Study Showing Belly Dancers Have Better Body Image:

Afrit

New member
Salsa bad for body imagine? I have only done a few salsa classes but couldn't see anything that would be bad for body imagine. I'd think ballet would be, I saw first hand how it ruined the body imagine of the sister of a friend: she hadn't been accepted into ballet academy because her legs were 'too short', it also reflected directly onto my friend, because she also had 'short legs' and didn't fit the rest of the criteria even though she didn't want to enter ballet accademy.
Guys passing comments on women; not wanting to dance with ugly ones, fat ones, dowdy ones. Women passing comments - dissing a size 12 as "fat". Smoking considered a great health choice as it cuts down the desire to eat.
 

Aniseteph

New member
Horrible stupid people suck.

There ya go, it's not just the dance form, it's the culture or subculture around it. We wouldn't find belly dance so positive if we were made to feel useless and unwelcome for being older or fatter or slower to learn or whatever. Or if we were doing it because we had to dance for a bunch of seedy blokes to feed ourselves.

It makes me grateful that belly dance became popular in the West when it did, and arrived in a climate where it could be interpreted as by women for women empowerment and all that, rather than exotic lap dance. For all that it might be wishtorical hogwash, it may have contributed to a generally accepting belly dance community.
 

Amulya

Moderator
Afrit that sounds horrible! Luckily I didn't encounter that in the salsa classes I went to. But it would be nasty both ways I guess, women probably also only want to dance with the good looking guys. Maybe in the classes I went to it wasn't an issue because everybody were beginners?
I did ballroom and Latin for a short while and that would get pretty nasty in the higher levels too, I was lucky I discovered belly dance and ditched the ballroom and Latin before I got to those levels.
 

Safran

New member
If you have time, I suggest to listen to this talk by Peter Lovatt on dancers' confidence and self-esteem. I found some rather interesting points there, regarding how the self-esteem changes with dance frequency and your level of dancing.

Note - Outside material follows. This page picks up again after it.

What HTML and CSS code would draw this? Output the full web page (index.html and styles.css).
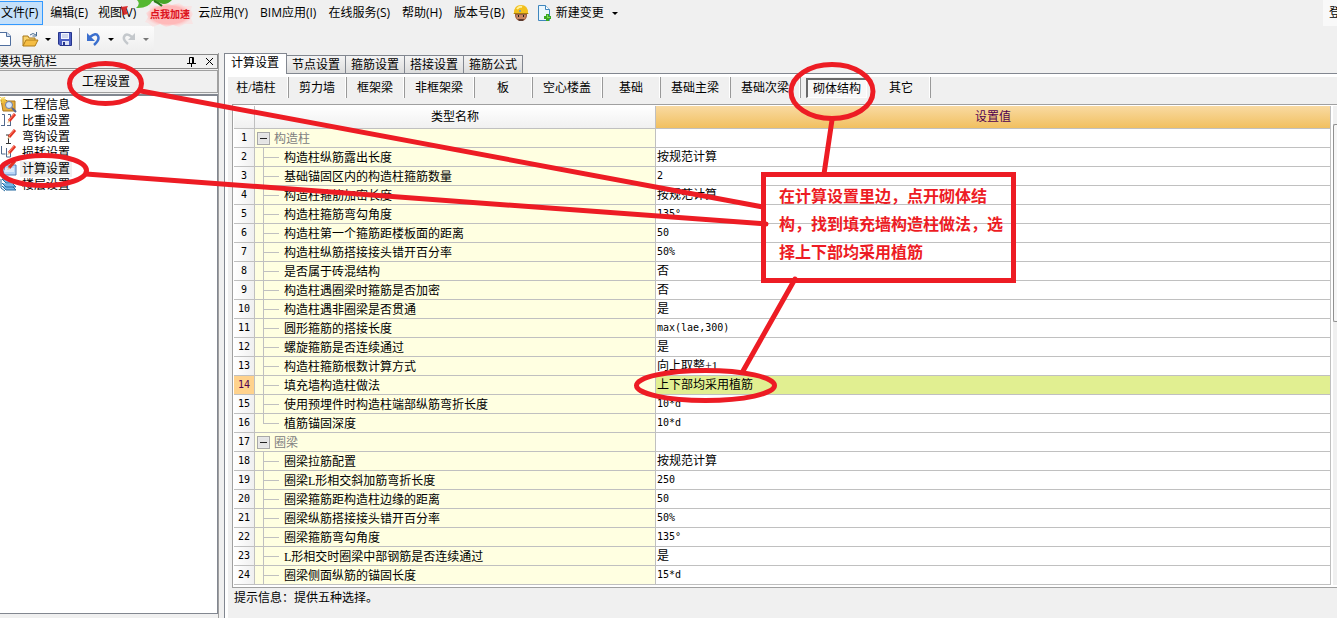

[video=youtube_share;gn7uK7cklpY]http://youtu.be/gn7uK7cklpY[/video]
 

Amulya

Moderator
That very very interesting indeed! I wonder, since the turnover in belly dance is also very high (where people start learning belly dance but never perform or teach) if that makes people unhappy too. I guess in areas where there are lots of events where you can just dance socially (haflas) maybe that wouldn't be much of an issue because they get to dance anyway?
 

Kartane

New member
Amulya - that is a really interesting series of questions. It does make me wonder. I know if I don't dance for more than a few days, I get grumpy and blue.
 

Ariadne

Well-known member
I guess in areas where there are lots of events where you can just dance socially (haflas) maybe that wouldn't be much of an issue because they get to dance anyway?
That would be an interesting study, the effect of frequent social dancing on self esteem.